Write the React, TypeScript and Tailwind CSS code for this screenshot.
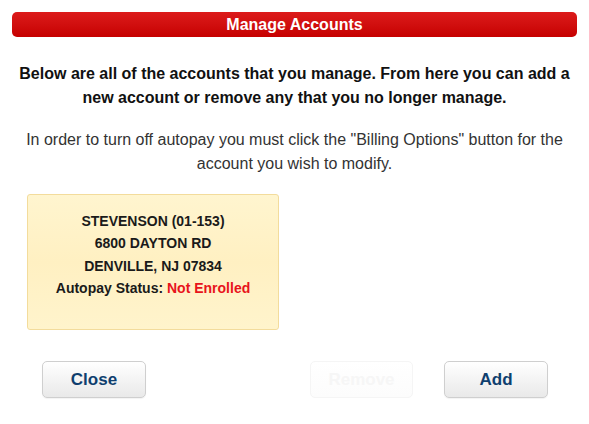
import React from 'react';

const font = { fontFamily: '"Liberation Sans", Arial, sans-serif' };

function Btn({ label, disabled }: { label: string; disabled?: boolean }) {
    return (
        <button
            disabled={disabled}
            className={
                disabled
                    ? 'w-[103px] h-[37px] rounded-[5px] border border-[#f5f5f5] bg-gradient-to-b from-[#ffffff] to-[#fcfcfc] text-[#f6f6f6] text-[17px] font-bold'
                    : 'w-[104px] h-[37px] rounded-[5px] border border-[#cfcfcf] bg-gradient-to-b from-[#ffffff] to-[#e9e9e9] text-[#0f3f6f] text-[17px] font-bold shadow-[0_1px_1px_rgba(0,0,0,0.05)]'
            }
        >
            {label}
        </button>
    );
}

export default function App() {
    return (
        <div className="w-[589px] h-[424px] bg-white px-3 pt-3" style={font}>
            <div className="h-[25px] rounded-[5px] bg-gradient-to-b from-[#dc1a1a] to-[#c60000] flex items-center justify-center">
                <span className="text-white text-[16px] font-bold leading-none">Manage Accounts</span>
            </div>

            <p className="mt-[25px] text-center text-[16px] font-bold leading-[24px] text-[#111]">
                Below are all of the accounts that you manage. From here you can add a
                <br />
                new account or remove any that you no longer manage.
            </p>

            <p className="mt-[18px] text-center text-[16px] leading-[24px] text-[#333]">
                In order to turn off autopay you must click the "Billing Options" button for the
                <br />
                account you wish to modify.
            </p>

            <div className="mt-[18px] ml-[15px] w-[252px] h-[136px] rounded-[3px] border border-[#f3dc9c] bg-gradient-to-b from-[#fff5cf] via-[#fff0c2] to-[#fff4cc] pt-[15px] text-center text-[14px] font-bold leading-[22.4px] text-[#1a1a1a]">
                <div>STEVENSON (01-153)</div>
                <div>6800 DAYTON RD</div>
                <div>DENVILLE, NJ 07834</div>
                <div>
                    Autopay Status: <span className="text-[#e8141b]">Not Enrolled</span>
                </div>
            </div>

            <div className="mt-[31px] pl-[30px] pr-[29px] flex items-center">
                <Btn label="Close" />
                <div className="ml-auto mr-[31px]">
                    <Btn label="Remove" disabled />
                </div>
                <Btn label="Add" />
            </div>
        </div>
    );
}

:: Task statement ::
Repeat the lines above exactly, and keep every picture out.

:: Reply to the task ::
Write the React, TypeScript and Tailwind CSS code for this screenshot.
import React from 'react';

const font = { fontFamily: '"Liberation Sans", Arial, sans-serif' };

function Btn({ label, disabled }: { label: string; disabled?: boolean }) {
    return (
        <button
            disabled={disabled}
            className={
                disabled
                    ? 'w-[103px] h-[37px] rounded-[5px] border border-[#f5f5f5] bg-gradient-to-b from-[#ffffff] to-[#fcfcfc] text-[#f6f6f6] text-[17px] font-bold'
                    : 'w-[104px] h-[37px] rounded-[5px] border border-[#cfcfcf] bg-gradient-to-b from-[#ffffff] to-[#e9e9e9] text-[#0f3f6f] text-[17px] font-bold shadow-[0_1px_1px_rgba(0,0,0,0.05)]'
            }
        >
            {label}
        </button>
    );
}

export default function App() {
    return (
        <div className="w-[589px] h-[424px] bg-white px-3 pt-3" style={font}>
            <div className="h-[25px] rounded-[5px] bg-gradient-to-b from-[#dc1a1a] to-[#c60000] flex items-center justify-center">
                <span className="text-white text-[16px] font-bold leading-none">Manage Accounts</span>
            </div>

            <p className="mt-[25px] text-center text-[16px] font-bold leading-[24px] text-[#111]">
                Below are all of the accounts that you manage. From here you can add a
                <br />
                new account or remove any that you no longer manage.
            </p>

            <p className="mt-[18px] text-center text-[16px] leading-[24px] text-[#333]">
                In order to turn off autopay you must click the "Billing Options" button for the
                <br />
                account you wish to modify.
            </p>

            <div className="mt-[18px] ml-[15px] w-[252px] h-[136px] rounded-[3px] border border-[#f3dc9c] bg-gradient-to-b from-[#fff5cf] via-[#fff0c2] to-[#fff4cc] pt-[15px] text-center text-[14px] font-bold leading-[22.4px] text-[#1a1a1a]">
                <div>STEVENSON (01-153)</div>
                <div>6800 DAYTON RD</div>
                <div>DENVILLE, NJ 07834</div>
                <div>
                    Autopay Status: <span className="text-[#e8141b]">Not Enrolled</span>
                </div>
            </div>

            <div className="mt-[31px] pl-[30px] pr-[29px] flex items-center">
                <Btn label="Close" />
                <div className="ml-auto mr-[31px]">
                    <Btn label="Remove" disabled />
                </div>
                <Btn label="Add" />
            </div>
        </div>
    );
}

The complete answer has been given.